>> START

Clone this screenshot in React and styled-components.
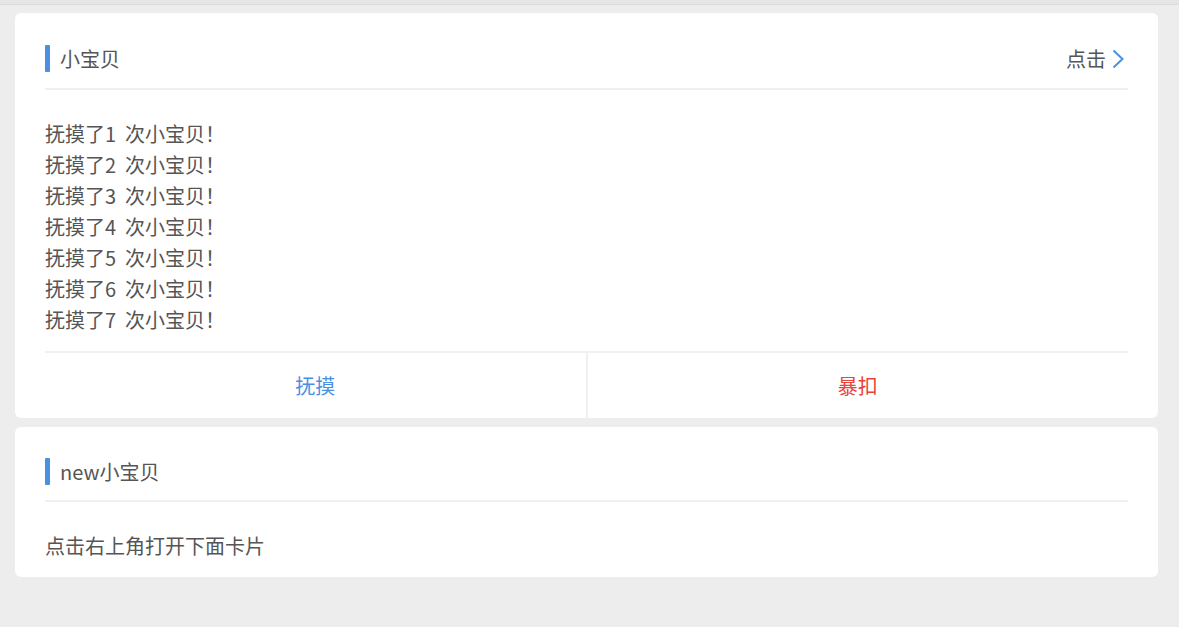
import React, { useState } from "react";
import styled, { createGlobalStyle } from "styled-components";

const GlobalStyle = createGlobalStyle`
  html, body {
    margin: 0;
    padding: 0;
    background: #ededed;
  }
  body {
    font-family: "Noto Sans CJK SC", "Noto Sans", sans-serif;
    color: #555;
  }
`;

// 페이지 전체
const Page = styled.div`
  min-height: 627px;
  box-sizing: border-box;
  border-top: 4px solid #e6e6e6;
  box-shadow: inset 0 1px 0 #dcdcdc;
  padding: 9px 21px 0 15px;
  display: flex;
  flex-direction: column;
  gap: 9px;
`;

const Card = styled.div`
  background: #fff;
  border-radius: 6px;
  padding: 0 30px;
`;

const CardHeader = styled.div`
  display: flex;
  align-items: center;
  justify-content: space-between;
  padding: 31px 0 15px;
  border-bottom: 2px solid #f0f0f0;
`;

const Title = styled.div`
  display: flex;
  align-items: center;
  height: 27px;
  font-size: 20px;
  color: #555;

  &::before {
    content: "";
    width: 5px;
    height: 27px;
    margin-right: 10px;
    border-radius: 1px;
    background: #4a90e2;
  }
`;

const MoreLink = styled.button`
  display: flex;
  align-items: center;
  gap: 6px;
  padding: 0 4px 0 0;
  border: none;
  background: none;
  font: inherit;
  font-size: 20px;
  color: #555;
  cursor: pointer;
`;

const Body = styled.div`
  padding: 28px 0 16px;
  font-size: 20px;
  line-height: 31px;
  color: #555;
`;

const Line = styled.div`
  white-space: pre;
`;

const Actions = styled.div`
  display: grid;
  grid-template-columns: 1fr 2px 1fr;
  border-top: 2px solid #f0f0f0;
  height: 65px;
`;

const Sep = styled.div`
  background: #f0f0f0;
`;

const ActionButton = styled.button`
  border: none;
  background: none;
  font: inherit;
  font-size: 20px;
  color: ${({ danger }) => (danger ? "#e8443a" : "#4a90e2")};
  cursor: pointer;
`;

const Chevron = () => (
  <svg width="12" height="20" viewBox="0 0 12 20" fill="none">
    <path d="M1.5 1.5L10.5 10L1.5 18.5" stroke="#4a90e2" strokeWidth="2" />
  </svg>
);

const App = () => {
  const [count, setCount] = useState(7); // 抚摸 횟수

  return (
    <>
      <GlobalStyle />
      <Page>
        <Card>
          <CardHeader>
            <Title>小宝贝</Title>
            <MoreLink>
              点击
              <Chevron />
            </MoreLink>
          </CardHeader>
          <Body>
            {Array.from({ length: count }, (_, i) => (
              <Line key={i}>抚摸了{i + 1}  次小宝贝！</Line>
            ))}
          </Body>
          <Actions>
            <ActionButton onClick={() => setCount((c) => c + 1)}>抚摸</ActionButton>
            <Sep />
            <ActionButton danger>暴扣</ActionButton>
          </Actions>
        </Card>
        <Card>
          <CardHeader>
            <Title>new小宝贝</Title>
          </CardHeader>
          <Body>点击右上角打开下面卡片</Body>
        </Card>
      </Page>
    </>
  );
};

export default App;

>> END

Copy out every line of the data that includes the word "styled".

• [Task result]:
Clone this screenshot in React and styled-components.
import styled, { createGlobalStyle } from "styled-components";
const Page = styled.div`
const Card = styled.div`
const CardHeader = styled.div`
const Title = styled.div`
const MoreLink = styled.button`
const Body = styled.div`
const Line = styled.div`
const Actions = styled.div`
const Sep = styled.div`
const ActionButton = styled.button`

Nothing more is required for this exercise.